▶ **GIVEN DATA**
------------
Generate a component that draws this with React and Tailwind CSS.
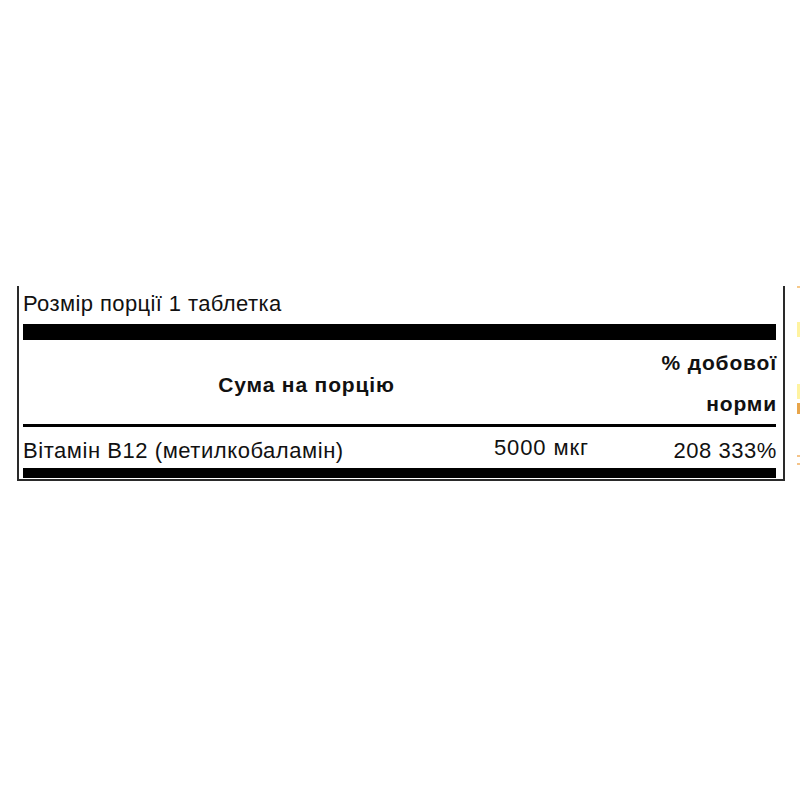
export default function App() {
  return (
    <div className="relative w-[800px] h-[800px] bg-white" style={{ fontFamily: '"Liberation Sans", Arial, sans-serif' }}>
      <div className="pt-[286px] pl-[17px]">
        <div className="w-[768px] border-l-2 border-r-2 border-b-2 border-[#2a2a2a] pl-[4px] pr-[7px] text-[#111] tracking-[0.4px]">
          <div className="h-[38px] flex items-center text-[22px] leading-none pb-[2px]">Розмір порції 1 таблетка</div>
          <div className="h-[16px] bg-black" />
          <div className="h-[84px] grid grid-cols-[567px_1fr] font-bold text-[21px] tracking-[0.85px]">
            <div className="flex items-center justify-center pt-[6px]">Сума на порцію</div>
            <div className="flex flex-col items-end">
              <div className="h-[42px] flex items-center pt-[4px] -mr-[1px]">% добової</div>
              <div className="h-[42px] flex items-center pt-[2px] -mr-[1px]">норми</div>
            </div>
          </div>
          <div className="h-[3px] bg-black" />
          <div className="h-[41px] grid grid-cols-[465px_101px_1fr] text-[22px] items-center leading-none tracking-[0.55px]">
            <div className="pt-[6px]">Вітамін В12 (метилкобаламін)</div>
            <div className="text-right whitespace-nowrap tracking-[0.9px]">5000 мкг</div>
            <div className="text-right pt-[6px] -mr-[1px]">208 333%</div>
          </div>
          <div className="h-[10px] bg-black mb-[1px]" />
        </div>
      </div>
      <div className="absolute left-[797px] top-[286px] w-[3px] h-[2px] bg-[#f7c98a]" />
      <div className="absolute left-[797px] top-[322px] w-[3px] h-[15px] bg-[#fff3a0]" />
      <div className="absolute left-[797px] top-[384px] w-[3px] h-[15px] bg-[#fff3a0]" />
      <div className="absolute left-[797px] top-[403px] w-[3px] h-[11px] bg-[#e8a54a]" />
      <div className="absolute left-[797px] top-[455px] w-[3px] h-[2px] bg-[#f5c48a]" />
      <div className="absolute left-[797px] top-[463px] w-[3px] h-[2px] bg-[#f5c48a]" />
    </div>
  );
}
------------
▶ **TASK DETAILS**
Output the lines above in full and exactly as given, omitting any pictures.

▶ **ANSWER BELOW**
Generate a component that draws this with React and Tailwind CSS.
export default function App() {
  return (
    <div className="relative w-[800px] h-[800px] bg-white" style={{ fontFamily: '"Liberation Sans", Arial, sans-serif' }}>
      <div className="pt-[286px] pl-[17px]">
        <div className="w-[768px] border-l-2 border-r-2 border-b-2 border-[#2a2a2a] pl-[4px] pr-[7px] text-[#111] tracking-[0.4px]">
          <div className="h-[38px] flex items-center text-[22px] leading-none pb-[2px]">Розмір порції 1 таблетка</div>
          <div className="h-[16px] bg-black" />
          <div className="h-[84px] grid grid-cols-[567px_1fr] font-bold text-[21px] tracking-[0.85px]">
            <div className="flex items-center justify-center pt-[6px]">Сума на порцію</div>
            <div className="flex flex-col items-end">
              <div className="h-[42px] flex items-center pt-[4px] -mr-[1px]">% добової</div>
              <div className="h-[42px] flex items-center pt-[2px] -mr-[1px]">норми</div>
            </div>
          </div>
          <div className="h-[3px] bg-black" />
          <div className="h-[41px] grid grid-cols-[465px_101px_1fr] text-[22px] items-center leading-none tracking-[0.55px]">
            <div className="pt-[6px]">Вітамін В12 (метилкобаламін)</div>
            <div className="text-right whitespace-nowrap tracking-[0.9px]">5000 мкг</div>
            <div className="text-right pt-[6px] -mr-[1px]">208 333%</div>
          </div>
          <div className="h-[10px] bg-black mb-[1px]" />
        </div>
      </div>
      <div className="absolute left-[797px] top-[286px] w-[3px] h-[2px] bg-[#f7c98a]" />
      <div className="absolute left-[797px] top-[322px] w-[3px] h-[15px] bg-[#fff3a0]" />
      <div className="absolute left-[797px] top-[384px] w-[3px] h-[15px] bg-[#fff3a0]" />
      <div className="absolute left-[797px] top-[403px] w-[3px] h-[11px] bg-[#e8a54a]" />
      <div className="absolute left-[797px] top-[455px] w-[3px] h-[2px] bg-[#f5c48a]" />
      <div className="absolute left-[797px] top-[463px] w-[3px] h-[2px] bg-[#f5c48a]" />
    </div>
  );
}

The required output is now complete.